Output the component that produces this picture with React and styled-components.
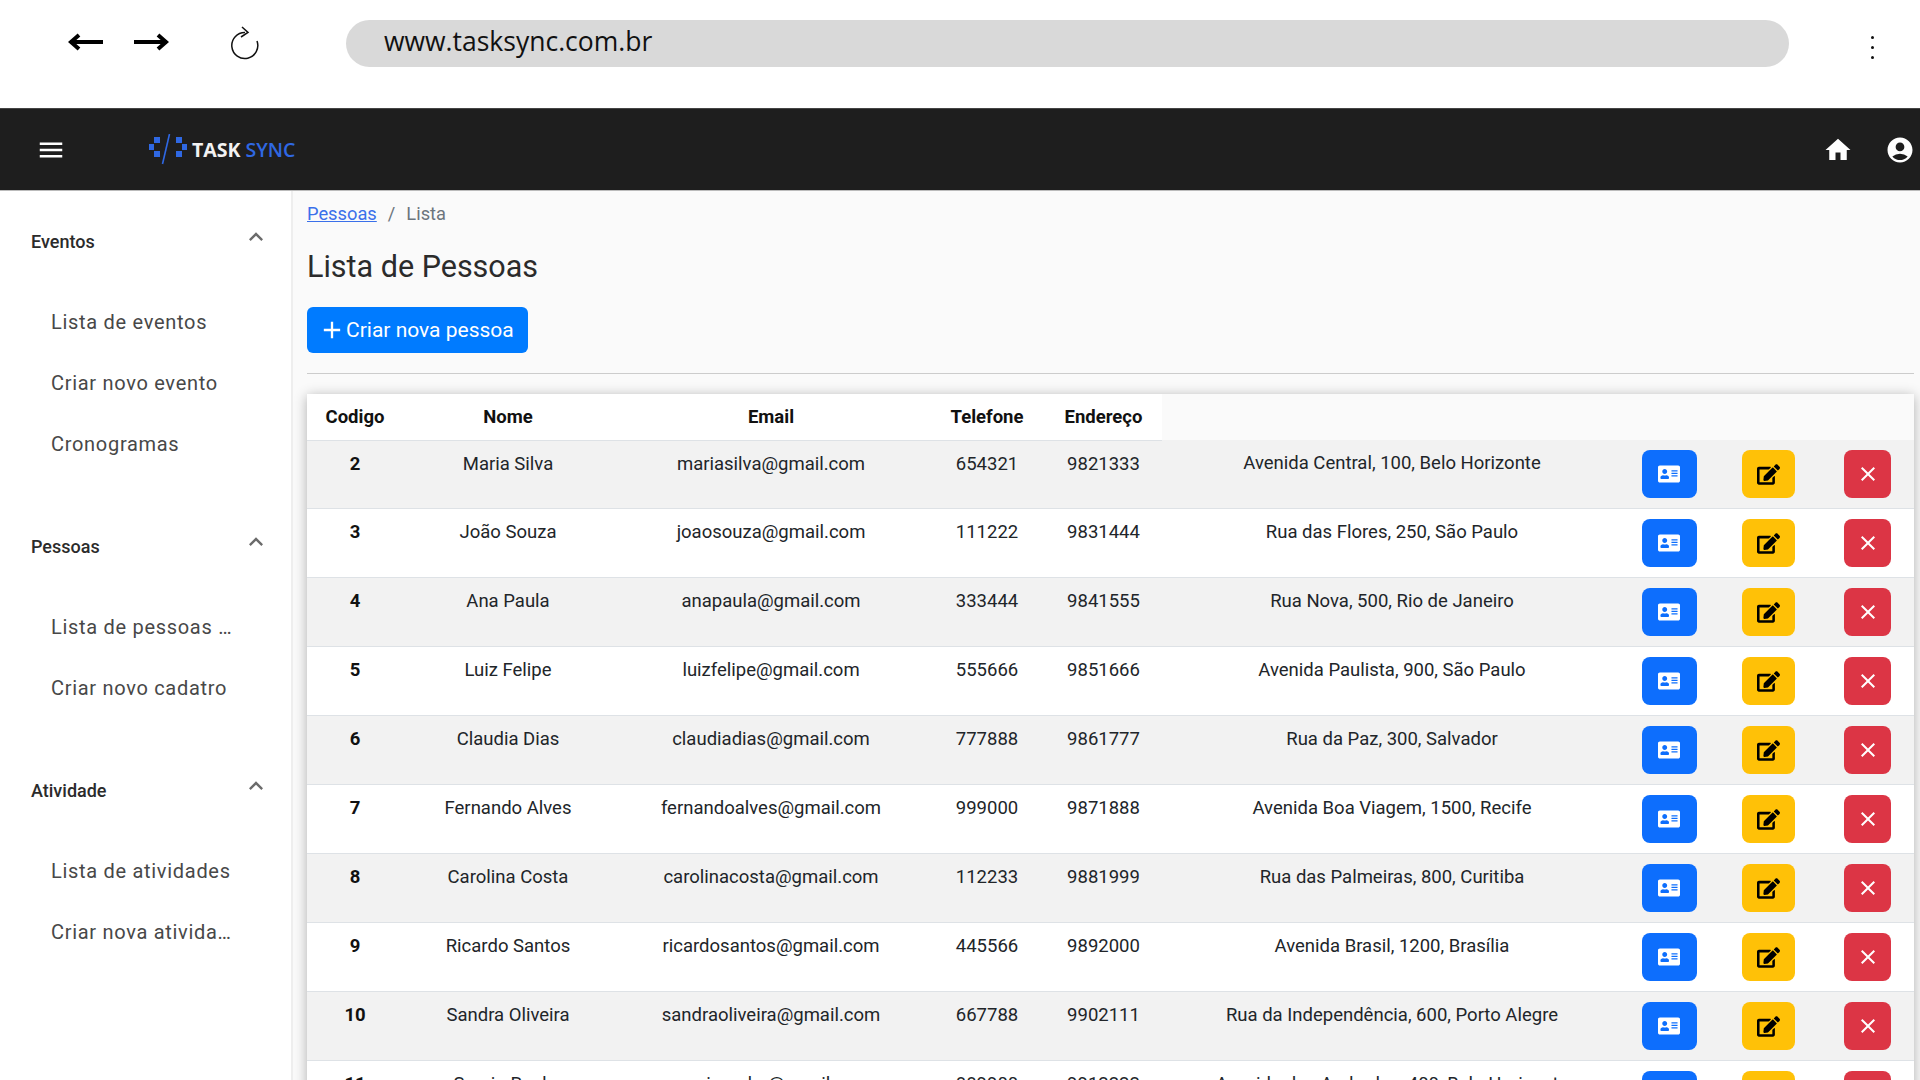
import React from "react";
import styled, { createGlobalStyle } from "styled-components";
import { MdMenu, MdHome, MdAccountCircle, MdExpandLess, MdAdd, MdClose } from "react-icons/md";
import { FaAddressCard, FaEdit } from "react-icons/fa";

const GlobalStyle = createGlobalStyle`
  html, body {
    margin: 0;
    width: 1920px;
    height: 1080px;
    overflow: hidden;
    background: #fff;
    font-family: Roboto, "Liberation Sans", sans-serif;
  }
  * { box-sizing: border-box; }
`;

const BrowserBar = styled.div`
  height: 108px;
  background: #fff;
  display: flex;
  align-items: flex-start;
  padding: 20px 0 0 68px;
`;

const ArrowIcon = styled.svg`
  width: 35px;
  height: 20px;
  margin: 12px 31px 0 0;
  display: block;
`;

const RefreshIcon = styled.svg`
  width: 30px;
  height: 34px;
  margin: 6px 86px 0 30px;
  display: block;
`;

const AddressBar = styled.div`
  width: 1443px;
  height: 47px;
  border-radius: 24px;
  background: #d9d9d9;
  padding-left: 38px;
  font-family: "Open Sans", sans-serif;
  font-size: 26.5px;
  line-height: 42px;
  color: #111;
`;

const Kebab = styled.div`
  margin: 16px 0 0 82px;
  display: flex;
  flex-direction: column;
  gap: 7px;

  span {
    display: block;
    width: 3px;
    height: 3px;
    border-radius: 50%;
    background: #111;
  }
`;

const Navbar = styled.header`
  height: 83px;
  background: #1e1e1e;
  border-top: 1px solid #444;
  border-bottom: 1px solid #bbb;
  display: flex;
  align-items: center;
  color: #fff;
  padding: 0 5px 0 36px;
`;

const Logo = styled.div`
  display: flex;
  align-items: center;
  margin-left: 80px;
  font-family: "Open Sans", sans-serif;
  font-size: 19.5px;
  line-height: 1;
`;

const LogoTask = styled.span`
  font-weight: 700;
  color: #f2f2f2;
  margin-left: 2px;
`;

const LogoSync = styled.span`
  font-weight: 600;
  color: #2f68e3;
  margin-left: 5px;
`;

const NavRight = styled.div`
  margin-left: auto;
  display: flex;
  align-items: center;
  gap: 32px;
`;

const Layout = styled.div`
  display: grid;
  grid-template-columns: 293px 1fr;
  height: 889px;
  overflow: hidden;
`;

const Sidebar = styled.aside`
  background: #fff;
  border-right: 2px solid #eee;
  padding-top: 20px;
`;

const Group = styled.section`
  margin-bottom: 41px;
`;

const GroupHeader = styled.div`
  height: 61px;
  display: flex;
  align-items: center;
  justify-content: space-between;
  padding: 0 21px 0 31px;
  font-size: 18px;
  font-weight: 500;
  color: #2b2b2b;

  svg {
    color: #6b6b6b;
    margin-top: -10px;
  }
`;

const ItemList = styled.ul`
  list-style: none;
  margin: 20px 0 0;
  padding: 0;
`;

const Item = styled.li`
  height: 61px;
  line-height: 61px;
  padding-left: 51px;
  width: 236px;
  font-size: 20px;
  letter-spacing: 0.7px;
  color: #484848;
  white-space: nowrap;
  overflow: hidden;
  text-overflow: ellipsis;
`;

const Main = styled.main`
  background: #fafafa;
  padding: 10px 6px 0 14px;
`;

const Breadcrumb = styled.nav`
  display: flex;
  align-items: center;
  height: 24px;
  font-size: 18.3px;
  color: #6c757d;
`;

const Crumb = styled.a`
  color: #3a70ea;
  text-decoration: underline;
`;

const Slash = styled.span`
  margin: 0 11px;
`;

const Title = styled.h1`
  margin: 24px 0 0;
  font-size: 30.5px;
  line-height: 36px;
  font-weight: 400;
  color: #2b2b2b;
`;

const CreateButton = styled.button`
  display: flex;
  align-items: center;
  margin-top: 22px;
  width: 221px;
  height: 46px;
  padding: 0 0 0 11px;
  border: 0;
  border-radius: 6px;
  background: #007bff;
  color: #fff;
  font-family: inherit;
  font-size: 21px;
`;

const Divider = styled.hr`
  margin: 20px 0 20px;
  border: 0;
  border-top: 1px solid #ccc;
`;

const Table = styled.table`
  width: 1607px;
  table-layout: fixed;
  border-collapse: collapse;
  box-shadow: 0 2px 12px rgba(0, 0, 0, 0.3);
  font-size: 18.5px;
  color: #212529;
`;

const Col = styled.col`
  width: ${(p) => p.$w}px;
`;

const Th = styled.th`
  height: 46px;
  padding: 0;
  background: #fff;
  border-bottom: 1px solid #dee2e6;
  font-weight: 700;
  color: #111;
  text-align: center;
`;

const Row = styled.tr`
  background: ${(p) => (p.$odd ? "#f2f2f2" : "#fff")};
  border-bottom: 1px solid #dee2e6;
`;

const Td = styled.td`
  height: 68px;
  padding: 11px 0 0;
  line-height: 24px;
  text-align: center;
  vertical-align: top;
  font-weight: ${(p) => (p.$bold ? 700 : 400)};
  color: ${(p) => (p.$bold ? "#111" : "inherit")};
`;

const ActionCell = styled.td`
  padding: 10px 0;
  text-align: center;
  vertical-align: top;
`;

const kinds = {
  view: { bg: "#0d6efd", color: "#fff", width: 55 },
  edit: { bg: "#ffc107", color: "#000", width: 53 },
  remove: { bg: "#dc3545", color: "#fff", width: 47 },
};

const ActionButton = styled.button`
  width: ${(p) => kinds[p.$kind].width}px;
  height: 48px;
  border: 0;
  border-radius: 8px;
  padding: 0;
  display: inline-flex;
  align-items: center;
  justify-content: center;
  background: ${(p) => kinds[p.$kind].bg};
  color: ${(p) => kinds[p.$kind].color};
`;

const menu = [
  { title: "Eventos", items: ["Lista de eventos", "Criar novo evento", "Cronogramas"] },
  { title: "Pessoas", items: ["Lista de pessoas cadastradas", "Criar novo cadatro"] },
  { title: "Atividade", items: ["Lista de atividades", "Criar nova atividade"] },
];

const people = [
  [2, "Maria Silva", "mariasilva@gmail.com", "654321", "9821333", "Avenida Central, 100, Belo Horizonte"],
  [3, "João Souza", "joaosouza@gmail.com", "111222", "9831444", "Rua das Flores, 250, São Paulo"],
  [4, "Ana Paula", "anapaula@gmail.com", "333444", "9841555", "Rua Nova, 500, Rio de Janeiro"],
  [5, "Luiz Felipe", "luizfelipe@gmail.com", "555666", "9851666", "Avenida Paulista, 900, São Paulo"],
  [6, "Claudia Dias", "claudiadias@gmail.com", "777888", "9861777", "Rua da Paz, 300, Salvador"],
  [7, "Fernando Alves", "fernandoalves@gmail.com", "999000", "9871888", "Avenida Boa Viagem, 1500, Recife"],
  [8, "Carolina Costa", "carolinacosta@gmail.com", "112233", "9881999", "Rua das Palmeiras, 800, Curitiba"],
  [9, "Ricardo Santos", "ricardosantos@gmail.com", "445566", "9892000", "Avenida Brasil, 1200, Brasília"],
  [10, "Sandra Oliveira", "sandraoliveira@gmail.com", "667788", "9902111", "Rua da Independência, 600, Porto Alegre"],
  [11, "Sergio Rocha", "sergiorocha@gmail.com", "889900", "9912222", "Avenida dos Andradas, 400, Belo Horizonte"],
];

const widths = [96, 210, 316, 116, 117, 460, 94, 105, 93];
const headers = ["Codigo", "Nome", "Email", "Telefone", "Endereço"];

const App = () => {
  return (
    <>
      <GlobalStyle />
      <BrowserBar>
        <ArrowIcon viewBox="0 0 35 20" fill="none" stroke="#000" strokeWidth="4">
          <path d="M3 10H35M11 3L3 10L11 17" />
        </ArrowIcon>
        <ArrowIcon viewBox="0 0 35 20" fill="none" stroke="#000" strokeWidth="4">
          <path d="M0 10H32M24 3L32 10L24 17" />
        </ArrowIcon>
        <RefreshIcon viewBox="0 0 30 34" fill="none" stroke="#111" strokeWidth="1.5">
          <path d="M27 15A13 13 0 1 1 15 6.5" />
          <path d="M12 1L18 6.5L11 11" />
        </RefreshIcon>
        <AddressBar>www.tasksync.com.br</AddressBar>
        <Kebab>
          <span />
          <span />
          <span />
        </Kebab>
      </BrowserBar>
      <Navbar>
        <MdMenu size={30} />
        <Logo>
          <svg width="44" height="32" viewBox="0 0 44 32">
            <g fill="#2f68e3">
              <rect x="8" y="3" width="6" height="6" />
              <rect x="3" y="10" width="5" height="6" />
              <rect x="8" y="17" width="6" height="6" />
              <rect x="30" y="3" width="6" height="6" />
              <rect x="36" y="10" width="5" height="6" />
              <rect x="30" y="17" width="6" height="6" />
            </g>
            <path d="M23.5 0L16.5 30" stroke="#2f68e3" strokeWidth="1.6" />
          </svg>
          <LogoTask>TASK</LogoTask>
          <LogoSync>SYNC</LogoSync>
        </Logo>
        <NavRight>
          <MdHome size={30} />
          <MdAccountCircle size={30} />
        </NavRight>
      </Navbar>
      <Layout>
        <Sidebar>
          {menu.map((group) => (
            <Group key={group.title}>
              <GroupHeader>
                {group.title}
                <MdExpandLess size={28} />
              </GroupHeader>
              <ItemList>
                {group.items.map((item) => (
                  <Item key={item}>{item}</Item>
                ))}
              </ItemList>
            </Group>
          ))}
        </Sidebar>
        <Main>
          <Breadcrumb>
            <Crumb>Pessoas</Crumb>
            <Slash>/</Slash>
            Lista
          </Breadcrumb>
          <Title>Lista de Pessoas</Title>
          <CreateButton>
            <MdAdd size={28} />
            Criar nova pessoa
          </CreateButton>
          <Divider />
          <Table>
            <colgroup>
              {widths.map((w, i) => (
                <Col key={i} $w={w} />
              ))}
            </colgroup>
            <thead>
              <tr>
                {headers.map((h) => (
                  <Th key={h}>{h}</Th>
                ))}
              </tr>
            </thead>
            <tbody>
              {people.map((p, i) => (
                <Row key={p[0]} $odd={i % 2 === 0}>
                  {p.map((value, j) => (
                    <Td key={j} $bold={j === 0}>
                      {value}
                    </Td>
                  ))}
                  <ActionCell>
                    <ActionButton $kind="view">
                      <FaAddressCard size={22} />
                    </ActionButton>
                  </ActionCell>
                  <ActionCell>
                    <ActionButton $kind="edit">
                      <FaEdit size={23} />
                    </ActionButton>
                  </ActionCell>
                  <ActionCell>
                    <ActionButton $kind="remove">
                      <MdClose size={24} />
                    </ActionButton>
                  </ActionCell>
                </Row>
              ))}
            </tbody>
          </Table>
        </Main>
      </Layout>
    </>
  );
};

export default App;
-- -- --
**TASK TO CARRY OUT:** Copy out each line of the material that holds the word "components".

**FULL RESPONSE:**
Output the component that produces this picture with React and styled-components.
import styled, { createGlobalStyle } from "styled-components";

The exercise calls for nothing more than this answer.